Multiple Curve pools using vulnerable Vyper versions were drained simultaneously. The incident demonstrated that reentrancy protection can fail even when developers follow best practices, if the toolchain itself is compromised. It underscored the importance of bytecode-level verification rather than relying solely on source-level audits.
Variants
Understanding the different reentrancy variants is critical for both attackers and defenders, as each requires distinct detection and mitigation strategies.
-
Single-function reentrancy: The classic pattern, as seen in The DAO. The attacker re-enters the exact same function that made the external call. A
nonReentrantmodifier on that function is sufficient defense. -
Cross-function reentrancy: The attacker re-enters a different function that shares mutable state with the function that made the external call. This was the pattern in the Cream Finance hack. Per-function reentrancy guards do not protect against this — a contract-wide lock is needed.
-
Cross-contract reentrancy: The attacker re-enters a different contract entirely, one that reads state from the first contract. Because the first contract’s state is stale during the external call, the second contract makes decisions on incorrect data. This variant is particularly insidious in multi-protocol DeFi compositions.
-
Read-only reentrancy: The attacker does not modify state during re-entry. Instead, view functions on the victim contract return stale values, which other contracts or off-chain systems consume. The Curve/Vyper exploit had characteristics of this variant. Read-only reentrancy bypasses most reentrancy guards because no state-modifying function is re-entered.
Detection Patterns
At the bytecode level, reentrancy vulnerabilities exhibit consistent patterns that static analysis can identify:
-
External calls before state writes: Any
CALL,DELEGATECALL, orSTATICCALLopcode that precedes anSSTOREto the same storage slot is a potential vulnerability. This is the fundamental pattern. -
Missing reentrancy guards: Functions that make external calls without a mutex-style storage check at entry (the pattern used by OpenZeppelin’s
nonReentrantmodifier) are unguarded. -
View functions callable during state transitions: If a contract’s view functions read storage that is modified after an external call, those views will return stale data during re-entry.
-
Cross-function state dependencies: When multiple functions read and write overlapping storage slots, and at least one of those functions makes an external call, the entire set is potentially vulnerable to cross-function reentrancy.
Mitigation Strategies
1. Checks-Effects-Interactions Pattern
The most fundamental defense. Restructure all functions to follow a strict order: validate inputs (checks), update state (effects), then make external calls (interactions).

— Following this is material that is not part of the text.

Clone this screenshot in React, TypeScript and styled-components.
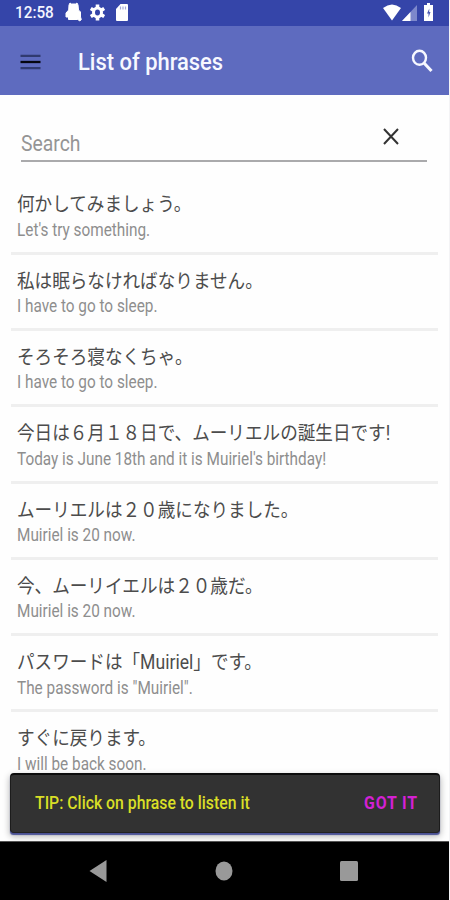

function withdraw(uint256 amount) external {
require(balances[msg.sender] >= amount, "Insufficient");
balances[msg.sender] -= amount; // Effect BEFORE interaction
(bool success, ) = msg.sender.call{value: amount}("");
require(success, "Transfer failed");
}By decrementing the balance before the external call, any re-entrant call to withdraw() will see the updated (reduced) balance and fail the require check.
2. Reentrancy Guard
A mutex lock that prevents any function marked nonReentrant from being called while another nonReentrant function is executing. This is the standard defense for cross-function reentrancy.
import "@openzeppelin/contracts/utils/ReentrancyGuard.sol";
contract SafeVault is ReentrancyGuard {
function withdraw(uint256 amount) external nonReentrant {
require(balances[msg.sender] >= amount);
balances[msg.sender] -= amount;
(bool success, ) = msg.sender.call{value: amount}("");
require(success);
}
}The nonReentrant modifier sets a storage flag on entry and clears it on exit. Any re-entrant call sees the flag and reverts. Apply this modifier to every function that modifies shared state or makes external calls — not just the obvious ones.
3. Pull Payment Pattern
Eliminate the external call from the state-modifying function entirely. Instead of pushing funds to the user, record a credit and let the user pull funds in a separate transaction.
// Instead of pushing funds, let users pull
mapping(address => uint256) public pendingWithdrawals;
function requestWithdrawal(uint256 amount) external {
require(balances[msg.sender] >= amount);
balances[msg.sender] -= amount;
pendingWithdrawals[msg.sender] += amount;
}
function claimWithdrawal() external {
uint256 amount = pendingWithdrawals[msg.sender];
pendingWithdrawals[msg.sender] = 0;
(bool success, ) = msg.sender.call{value: amount}("");
require(success);
}This pattern is the most robust defense because the state-modifying logic (requestWithdrawal) never makes an external call. The claimWithdrawal function only sends funds that have already been fully accounted for.